Seeing the low birth rate, the aging of the population and the limited effect of the measures applied by the Spanish Government, the Bank of Spain can only think of one solution to sustain pensions and avoid imbalances in the labor market: triple the ‘anticipated arrival of immigrants for the next 30 years, which would be equivalent to incorporating 24.6 million foreigners in this period of time.
As indicated by the institution in the annual report, “the group born abroad of working age should be three times larger than what the INE predicts in the most recent population projections”. It refers to the latest estimates from the statistics institute, according to which immigration will bring 10 million more inhabitants to Spain until 2053.
To arrive at the figure of 24.6 million immigrants, the Bank of Spain makes its own reasoning. In 2053, it would be necessary to maintain a ratio in which the amount of retirees was equivalent to 26% of people of working age. Retirees will then be 14.8 million, so 55.6 million people between 16 and 66 will be needed to support them.
However, in 2053 there would not be enough people. Those born in Spain of working age would barely be 18.8 million, to which 12.2 million foreigners would be added. They would add up to 31 million. 24.6 million would be missing for the accounts to come out.
The general director of economics and statistics of the Bank of Spain, Ángel Gavilán, explained that the net arrival of foreigners, equivalent to five million people between 2002 and 2022, has become “the only source of growth of the resident population in Spain”. Meanwhile, Spain statistically shows the lowest birth rates of the surrounding countries and one of the highest life expectancies.

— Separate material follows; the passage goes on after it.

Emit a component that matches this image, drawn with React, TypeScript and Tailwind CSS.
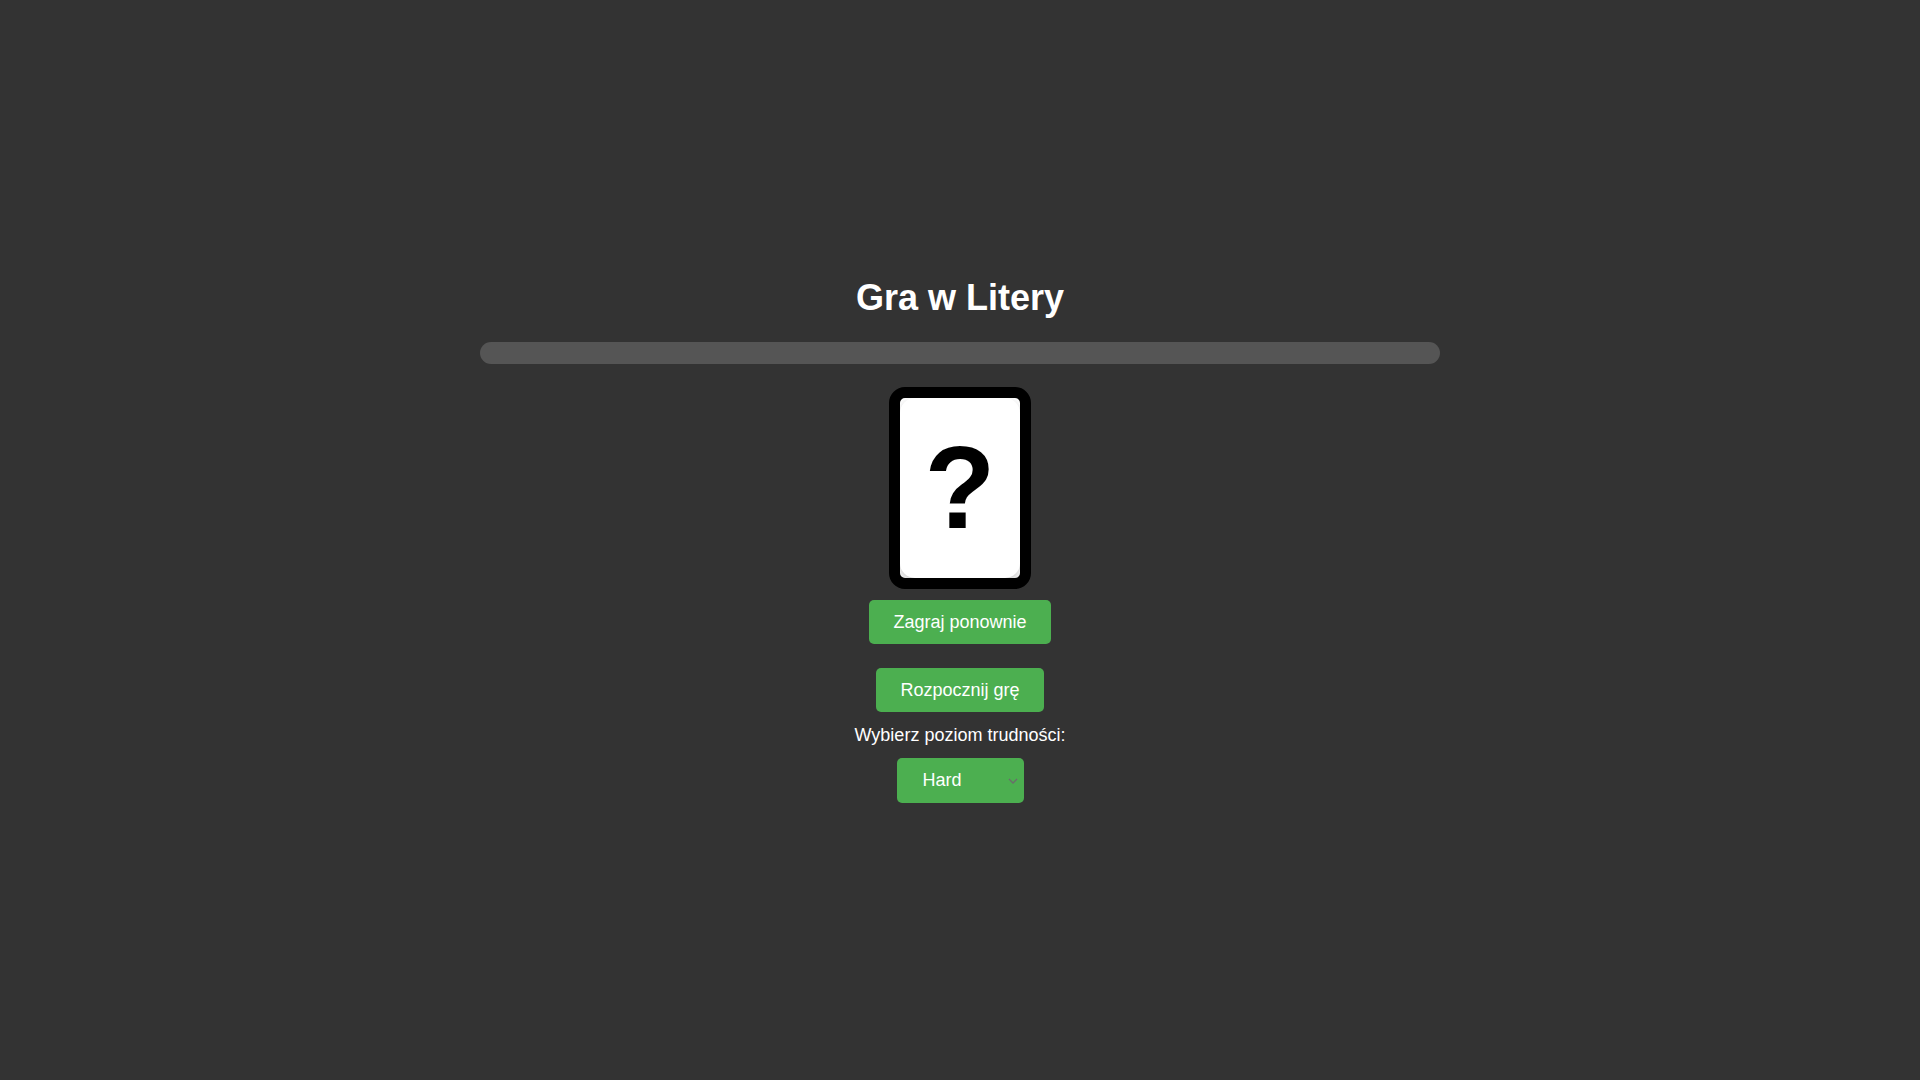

The report reaches other conclusions regarding the sustainability of pensions. One is that the Spanish Government’s incentives to extend working life are not enough, since they will barely reduce the costs of the system. Another is that the possible increases in Social Security contributions from 2025, if they are to be applied due to the activation of the closure clause, will have detrimental effects on the labor market.
The latest pension reform includes a safeguard clause which, in the event of imbalances, provides for increases in Social Security contributions from 2025. The Bank of Spain calculates that for every increase of one percentage point these quotas will result in the loss of 50,000 jobs after four years. In this way, if this clause is to be activated and quotas are increased, it will have a direct consequence in the loss of jobs.